▶ [DATA EXCERPTS]:

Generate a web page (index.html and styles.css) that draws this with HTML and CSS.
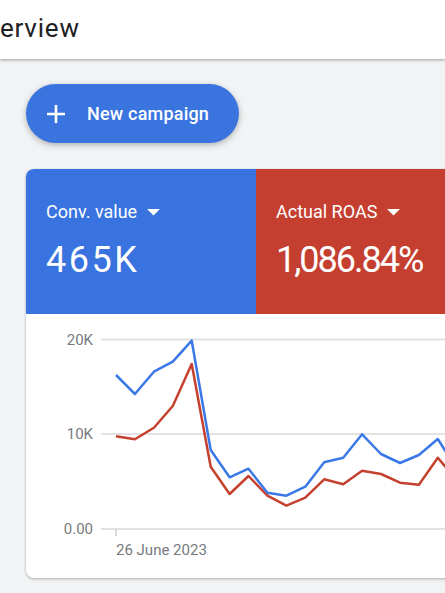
FILE: index.html
```html
<!DOCTYPE html>
<html lang="en">
<head>
<meta charset="utf-8">
<title>Overview</title>
<link rel="stylesheet" href="styles.css">
</head>
<body>
<header class="topbar">
  <h1 class="title">Overview</h1>
</header>
<main class="content">
  <button class="new-btn" type="button">
    <svg class="plus" width="20" height="20" viewBox="0 0 20 20" aria-hidden="true"><path d="M10 1v18M1 10h18" stroke="#fff" stroke-width="2.6" fill="none"/></svg>
    <span>New campaign</span>
  </button>
  <section class="card">
    <div class="metrics">
      <div class="metric metric--blue">
        <div class="metric-label">Conv. value <svg class="caret" width="13" height="7" viewBox="0 0 13 7"><path d="M0 0h13L6.5 6.5z" fill="#fff"/></svg></div>
        <div class="metric-value">465K</div>
      </div>
      <div class="metric metric--red">
        <div class="metric-label">Actual ROAS <svg class="caret" width="13" height="7" viewBox="0 0 13 7"><path d="M0 0h13L6.5 6.5z" fill="#fff"/></svg></div>
        <div class="metric-value metric-value--tight">1,086.84%</div>
      </div>
    </div>
    <svg class="chart" width="440" height="264" viewBox="0 0 440 264">
      <g class="grid">
        <line x1="75" y1="25.5" x2="440" y2="25.5"/>
        <line x1="75" y1="120" x2="440" y2="120"/>
        <line x1="75" y1="215" x2="440" y2="215"/>
      </g>
      <g class="axis-label">
        <text x="67" y="30.5" text-anchor="end">20K</text>
        <text x="67" y="125" text-anchor="end">10K</text>
        <text x="67" y="220" text-anchor="end">0.00</text>
        <text x="90" y="241">26 June 2023</text>
      </g>
      <line class="tick" x1="90" y1="215" x2="90" y2="222"/>
      <polyline class="series series--red" points="90,122.3 108.9,125.3 127.9,113.7 146.8,92 165.7,50 184.7,152.7 203.6,180 222.5,162 241.4,181.7 260.4,191.7 279.3,183.7 298.2,165.3 317.2,170.3 336.1,156.7 355,160 374,168.7 392.9,170.7 411.8,143.7 430.7,166"/>
      <polyline class="series series--blue" points="90,61 108.9,80 127.9,57.7 146.8,47.7 165.7,26.7 184.7,136 203.6,163.3 222.5,154.7 241.4,178.7 260.4,181.7 279.3,172.7 298.2,148.3 317.2,143.7 336.1,120.3 355,140 374,149 392.9,141 411.8,125 430.7,155"/>
    </svg>
  </section>
</main>
</body>
</html>
```
FILE: styles.css
```css
* { box-sizing: border-box; }
html, body {
  margin: 0;
  padding: 0;
  width: 445px;
  height: 593px;
  overflow: hidden;
  background: #f1f3f4;
  font-family: Roboto, "Liberation Sans", sans-serif;
}
.topbar {
  height: 59px;
  background: #fff;
  box-shadow: 0 1px 3px rgba(0,0,0,0.35);
  position: relative;
  z-index: 1;
}
.title {
  margin: 0 0 0 -32px;
  font-size: 26px;
  font-weight: 400;
  line-height: 56px;
  color: #202124;
  letter-spacing: 0.8px;
  white-space: nowrap;
}
.content {
  padding: 25px 0 0 26px;
}
.new-btn {
  display: flex;
  align-items: center;
  gap: 21px;
  width: 213px;
  height: 59px;
  padding: 0 0 0 20px;
  border: none;
  border-radius: 30px;
  background: #3a74df;
  color: #fff;
  font-family: Roboto, "Liberation Sans", sans-serif;
  font-size: 18px;
  font-weight: 500;
  letter-spacing: 0.2px;
  box-shadow: 0 2px 6px rgba(0,0,0,0.28);
}
.plus { display: block; flex: none; }
.card {
  margin-top: 26px;
  width: 470px;
  background: #fff;
  border-radius: 8px;
  overflow: hidden;
  box-shadow: 0 1px 3px rgba(0,0,0,0.3);
}
.metrics {
  display: flex;
  height: 145px;
}
.metric {
  width: 230px;
  flex: none;
  padding: 32px 0 0 20px;
  color: #fff;
}
.metric--blue { background: #3873df; }
.metric--red { background: #c53f31; }
.metric-label {
  display: flex;
  align-items: center;
  gap: 10px;
  font-size: 18px;
  line-height: 22px;
}
.caret { display: block; margin-top: 1px; }
.metric-value {
  margin-top: 17px;
  font-size: 36px;
  line-height: 40px;
  letter-spacing: 2.5px;
}
.metric-value--tight { letter-spacing: -2px; }
.chart { display: block; }
.grid line { stroke: #e2e2e2; stroke-width: 2; }
.axis-label text {
  font-family: Roboto, "Liberation Sans", sans-serif;
  font-size: 15px;
  fill: #777a7e;
}
.tick { stroke: #cfcfcf; stroke-width: 1.5; }
.series { fill: none; stroke-width: 2.5; stroke-linejoin: round; }
.series--blue { stroke: #3b78e7; }
.series--red { stroke: #c5412f; }
```
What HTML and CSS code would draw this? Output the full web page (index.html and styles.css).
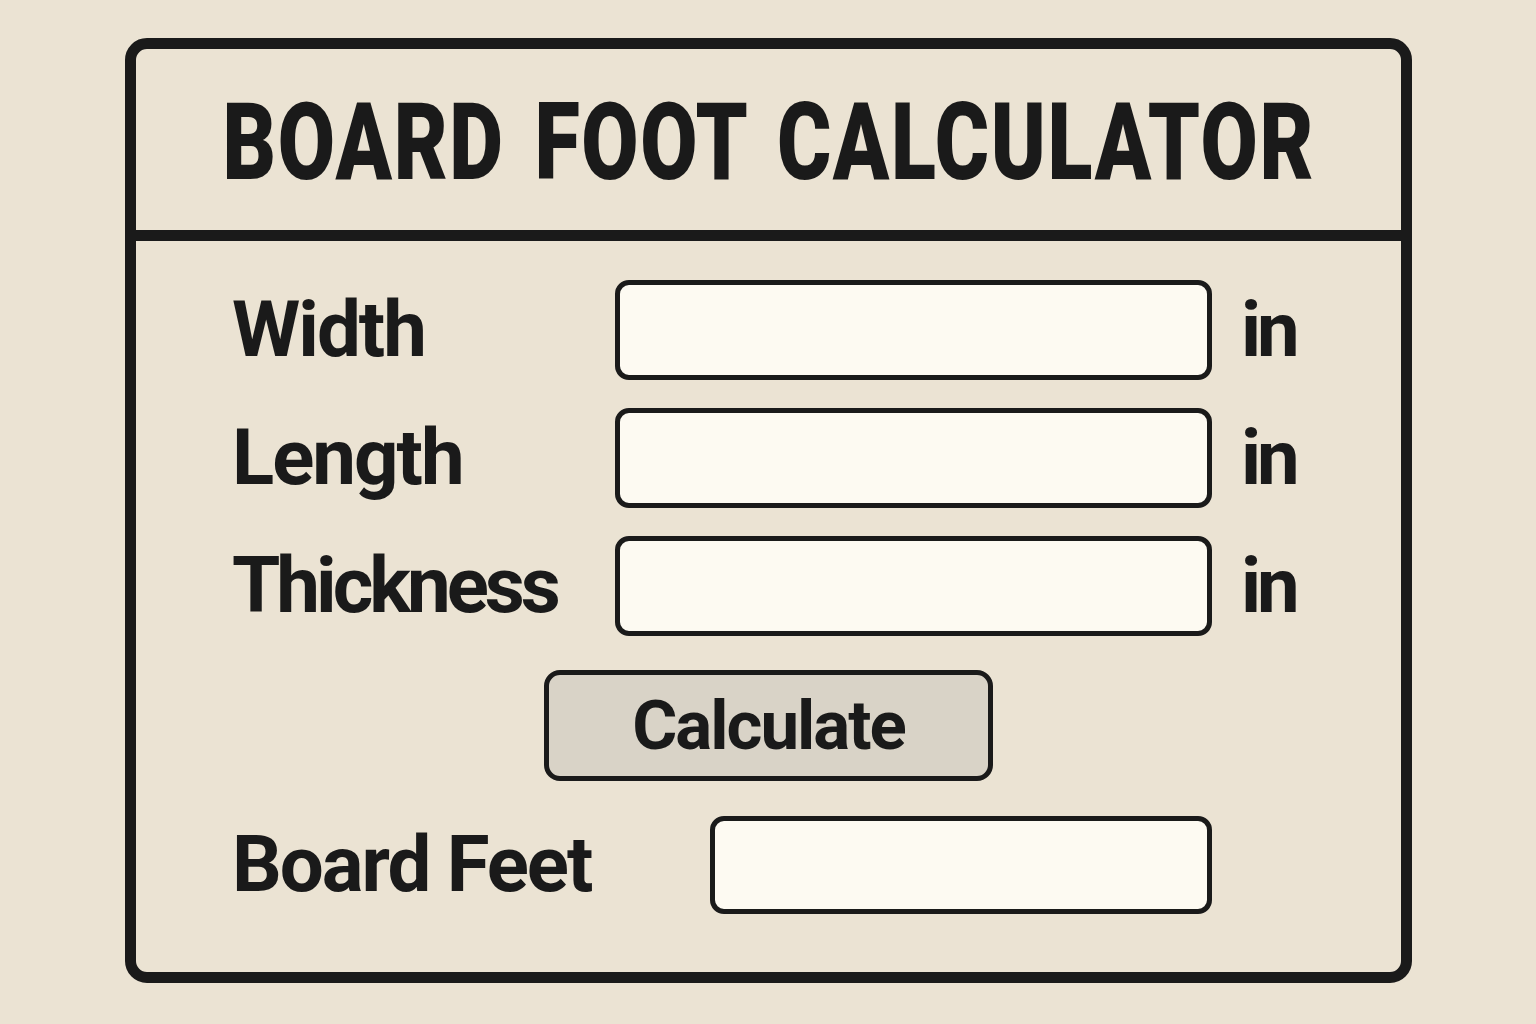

▶ [REQUIREMENTS]: Copy every line of the data word for word, omitting the images.

▶ [ANSWER TO THE PROBLEM]:
Generate a web page (index.html and styles.css) that draws this with HTML and CSS.
FILE: index.html
```html
<!DOCTYPE html>
<html lang="en">
<head>
<meta charset="utf-8">
<title>Overview</title>
<link rel="stylesheet" href="styles.css">
</head>
<body>
<header class="topbar">
  <h1 class="title">Overview</h1>
</header>
<main class="content">
  <button class="new-btn" type="button">
    <svg class="plus" width="20" height="20" viewBox="0 0 20 20" aria-hidden="true"><path d="M10 1v18M1 10h18" stroke="#fff" stroke-width="2.6" fill="none"/></svg>
    <span>New campaign</span>
  </button>
  <section class="card">
    <div class="metrics">
      <div class="metric metric--blue">
        <div class="metric-label">Conv. value <svg class="caret" width="13" height="7" viewBox="0 0 13 7"><path d="M0 0h13L6.5 6.5z" fill="#fff"/></svg></div>
        <div class="metric-value">465K</div>
      </div>
      <div class="metric metric--red">
        <div class="metric-label">Actual ROAS <svg class="caret" width="13" height="7" viewBox="0 0 13 7"><path d="M0 0h13L6.5 6.5z" fill="#fff"/></svg></div>
        <div class="metric-value metric-value--tight">1,086.84%</div>
      </div>
    </div>
    <svg class="chart" width="440" height="264" viewBox="0 0 440 264">
      <g class="grid">
        <line x1="75" y1="25.5" x2="440" y2="25.5"/>
        <line x1="75" y1="120" x2="440" y2="120"/>
        <line x1="75" y1="215" x2="440" y2="215"/>
      </g>
      <g class="axis-label">
        <text x="67" y="30.5" text-anchor="end">20K</text>
        <text x="67" y="125" text-anchor="end">10K</text>
        <text x="67" y="220" text-anchor="end">0.00</text>
        <text x="90" y="241">26 June 2023</text>
      </g>
      <line class="tick" x1="90" y1="215" x2="90" y2="222"/>
      <polyline class="series series--red" points="90,122.3 108.9,125.3 127.9,113.7 146.8,92 165.7,50 184.7,152.7 203.6,180 222.5,162 241.4,181.7 260.4,191.7 279.3,183.7 298.2,165.3 317.2,170.3 336.1,156.7 355,160 374,168.7 392.9,170.7 411.8,143.7 430.7,166"/>
      <polyline class="series series--blue" points="90,61 108.9,80 127.9,57.7 146.8,47.7 165.7,26.7 184.7,136 203.6,163.3 222.5,154.7 241.4,178.7 260.4,181.7 279.3,172.7 298.2,148.3 317.2,143.7 336.1,120.3 355,140 374,149 392.9,141 411.8,125 430.7,155"/>
    </svg>
  </section>
</main>
</body>
</html>
```
FILE: styles.css
```css
* { box-sizing: border-box; }
html, body {
  margin: 0;
  padding: 0;
  width: 445px;
  height: 593px;
  overflow: hidden;
  background: #f1f3f4;
  font-family: Roboto, "Liberation Sans", sans-serif;
}
.topbar {
  height: 59px;
  background: #fff;
  box-shadow: 0 1px 3px rgba(0,0,0,0.35);
  position: relative;
  z-index: 1;
}
.title {
  margin: 0 0 0 -32px;
  font-size: 26px;
  font-weight: 400;
  line-height: 56px;
  color: #202124;
  letter-spacing: 0.8px;
  white-space: nowrap;
}
.content {
  padding: 25px 0 0 26px;
}
.new-btn {
  display: flex;
  align-items: center;
  gap: 21px;
  width: 213px;
  height: 59px;
  padding: 0 0 0 20px;
  border: none;
  border-radius: 30px;
  background: #3a74df;
  color: #fff;
  font-family: Roboto, "Liberation Sans", sans-serif;
  font-size: 18px;
  font-weight: 500;
  letter-spacing: 0.2px;
  box-shadow: 0 2px 6px rgba(0,0,0,0.28);
}
.plus { display: block; flex: none; }
.card {
  margin-top: 26px;
  width: 470px;
  background: #fff;
  border-radius: 8px;
  overflow: hidden;
  box-shadow: 0 1px 3px rgba(0,0,0,0.3);
}
.metrics {
  display: flex;
  height: 145px;
}
.metric {
  width: 230px;
  flex: none;
  padding: 32px 0 0 20px;
  color: #fff;
}
.metric--blue { background: #3873df; }
.metric--red { background: #c53f31; }
.metric-label {
  display: flex;
  align-items: center;
  gap: 10px;
  font-size: 18px;
  line-height: 22px;
}
.caret { display: block; margin-top: 1px; }
.metric-value {
  margin-top: 17px;
  font-size: 36px;
  line-height: 40px;
  letter-spacing: 2.5px;
}
.metric-value--tight { letter-spacing: -2px; }
.chart { display: block; }
.grid line { stroke: #e2e2e2; stroke-width: 2; }
.axis-label text {
  font-family: Roboto, "Liberation Sans", sans-serif;
  font-size: 15px;
  fill: #777a7e;
}
.tick { stroke: #cfcfcf; stroke-width: 1.5; }
.series { fill: none; stroke-width: 2.5; stroke-linejoin: round; }
.series--blue { stroke: #3b78e7; }
.series--red { stroke: #c5412f; }
```
What HTML and CSS code would draw this? Output the full web page (index.html and styles.css).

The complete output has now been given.